4. Oweneen the Sprat
Christmas proves a tense time for the Yeateses when Philippa collides with Oweneen while driving the carriage. When it's discovered that one of the people injured in the carriage accident is an evil mountain man known as Oweneen the Sprat, the family is overcome with fear. They now need to keep one eye on the injured and one eye on the hills.
5. A Royal Command
The Maharajah and his Indian polo team, visiting Skebawn, accept a "friendly" challenge from Flurry. To ensure he comes out ahead, Flurry sells a seemingly docile filly to John Cullinane. During the matchup, the filly goes crazy, destroys a goal post, and scatters the crowd as it makes a break for freedom, with the audience in tow.
6. The Aussolas Martin Cat
Flurry and Sally are threatened with being put out on the street after they discover that the landlord of Aussolas Castle wants to rent it out. Their time to deal with eviction is lessened by a telegram detailing the impending arrival of the new tenant. It appears Mrs. Knox is serious in her intent.
1. The Muse in Skebawn
Simon Smiley introduces moving pictures; Yeates unknowingly allows a group to perform a banned play.
2. Major Apollo Riggs
Babs' cousin Andrew turns Yeates' house inside out with structural attempts to improve the chimneys and well.
3. The Friend of her Youth
Everyone, including a dog which attacks him, takes an immediate dislike to Babs' scornful friend, Julian.

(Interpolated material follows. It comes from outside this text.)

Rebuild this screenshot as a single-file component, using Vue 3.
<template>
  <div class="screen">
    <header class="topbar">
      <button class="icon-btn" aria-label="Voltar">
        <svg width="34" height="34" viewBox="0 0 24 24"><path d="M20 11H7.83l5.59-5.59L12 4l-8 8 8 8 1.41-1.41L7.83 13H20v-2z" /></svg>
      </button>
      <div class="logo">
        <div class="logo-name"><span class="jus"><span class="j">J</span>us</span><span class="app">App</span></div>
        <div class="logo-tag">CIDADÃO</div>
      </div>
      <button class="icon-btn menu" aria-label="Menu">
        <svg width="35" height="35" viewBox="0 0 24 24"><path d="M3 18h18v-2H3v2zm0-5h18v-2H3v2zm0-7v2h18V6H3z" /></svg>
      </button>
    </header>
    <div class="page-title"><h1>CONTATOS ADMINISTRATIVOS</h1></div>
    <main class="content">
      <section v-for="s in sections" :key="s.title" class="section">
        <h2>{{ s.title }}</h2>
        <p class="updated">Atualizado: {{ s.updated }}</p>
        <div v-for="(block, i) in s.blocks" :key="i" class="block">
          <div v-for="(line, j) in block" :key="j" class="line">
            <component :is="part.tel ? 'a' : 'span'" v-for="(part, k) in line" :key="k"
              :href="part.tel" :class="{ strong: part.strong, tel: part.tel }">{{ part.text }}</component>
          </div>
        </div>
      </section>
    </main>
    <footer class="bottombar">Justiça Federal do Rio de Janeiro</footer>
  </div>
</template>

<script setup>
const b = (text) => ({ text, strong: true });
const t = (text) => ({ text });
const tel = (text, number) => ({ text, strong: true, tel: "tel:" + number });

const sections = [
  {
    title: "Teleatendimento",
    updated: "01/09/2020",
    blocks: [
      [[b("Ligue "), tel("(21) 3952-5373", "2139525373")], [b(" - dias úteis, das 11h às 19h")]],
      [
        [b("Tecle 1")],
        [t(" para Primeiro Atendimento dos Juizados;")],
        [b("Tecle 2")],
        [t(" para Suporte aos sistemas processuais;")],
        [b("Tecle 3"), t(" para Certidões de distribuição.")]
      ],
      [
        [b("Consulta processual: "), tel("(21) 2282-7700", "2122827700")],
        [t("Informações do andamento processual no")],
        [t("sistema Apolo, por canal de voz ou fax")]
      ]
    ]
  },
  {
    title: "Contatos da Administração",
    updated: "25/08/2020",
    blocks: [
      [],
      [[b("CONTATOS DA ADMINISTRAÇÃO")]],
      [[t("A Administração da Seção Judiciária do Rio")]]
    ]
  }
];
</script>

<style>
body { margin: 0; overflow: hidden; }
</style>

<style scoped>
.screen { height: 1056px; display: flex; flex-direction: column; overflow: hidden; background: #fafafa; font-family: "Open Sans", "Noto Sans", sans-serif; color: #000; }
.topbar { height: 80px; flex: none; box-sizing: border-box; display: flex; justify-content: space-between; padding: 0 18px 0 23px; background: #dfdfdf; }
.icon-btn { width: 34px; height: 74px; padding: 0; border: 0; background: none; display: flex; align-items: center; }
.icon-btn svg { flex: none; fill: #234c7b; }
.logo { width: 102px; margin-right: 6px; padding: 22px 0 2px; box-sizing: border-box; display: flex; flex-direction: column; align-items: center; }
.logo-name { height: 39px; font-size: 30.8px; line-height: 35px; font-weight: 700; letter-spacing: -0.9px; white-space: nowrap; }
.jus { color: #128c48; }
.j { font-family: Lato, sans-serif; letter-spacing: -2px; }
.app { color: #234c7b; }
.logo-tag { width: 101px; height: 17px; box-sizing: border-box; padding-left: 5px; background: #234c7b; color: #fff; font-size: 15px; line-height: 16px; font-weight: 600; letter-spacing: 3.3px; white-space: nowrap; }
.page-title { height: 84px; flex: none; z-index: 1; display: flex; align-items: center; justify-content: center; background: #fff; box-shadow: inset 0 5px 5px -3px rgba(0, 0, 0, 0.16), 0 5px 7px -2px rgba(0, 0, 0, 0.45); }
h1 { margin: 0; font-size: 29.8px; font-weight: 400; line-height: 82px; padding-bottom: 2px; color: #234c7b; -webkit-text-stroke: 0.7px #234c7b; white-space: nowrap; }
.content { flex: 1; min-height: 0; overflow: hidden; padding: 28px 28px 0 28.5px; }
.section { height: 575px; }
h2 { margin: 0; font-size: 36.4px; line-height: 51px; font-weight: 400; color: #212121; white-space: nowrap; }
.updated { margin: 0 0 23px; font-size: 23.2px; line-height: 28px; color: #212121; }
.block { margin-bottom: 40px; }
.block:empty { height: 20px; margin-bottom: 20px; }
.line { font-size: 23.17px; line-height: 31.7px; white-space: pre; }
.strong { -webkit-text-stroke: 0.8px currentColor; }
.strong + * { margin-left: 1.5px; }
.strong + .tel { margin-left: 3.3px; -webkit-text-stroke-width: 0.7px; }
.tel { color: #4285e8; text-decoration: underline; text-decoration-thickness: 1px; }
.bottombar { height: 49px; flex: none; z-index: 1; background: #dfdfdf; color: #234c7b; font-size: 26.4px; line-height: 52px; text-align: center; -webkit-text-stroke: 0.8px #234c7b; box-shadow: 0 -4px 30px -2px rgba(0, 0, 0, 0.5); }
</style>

4. In the Curranhilty Country
Yeates' day of hunting goes badly, and his experiences with a new automobile convince him to abandon it.
5. Lisheen Races
A stern official from Dublin Castle observes Yeates' court conduct; Yeates finds Sally's horse hidden in the loft.
6. The Devil you Know
An old friend's offer of a resident magistrate position in a more civilised location tempts Yeates.
All three series of The Irish R.M. were issued on DVD in the UK, distributed by Acorn Media UK. The DVD also includes an Ulster TV documentary about the filming of the first series. There are two slideshows, one of profiles of the lead actors and the other sample recipes from Mrs Cadogan's Cookbook (ISBN 0-09-158191-5).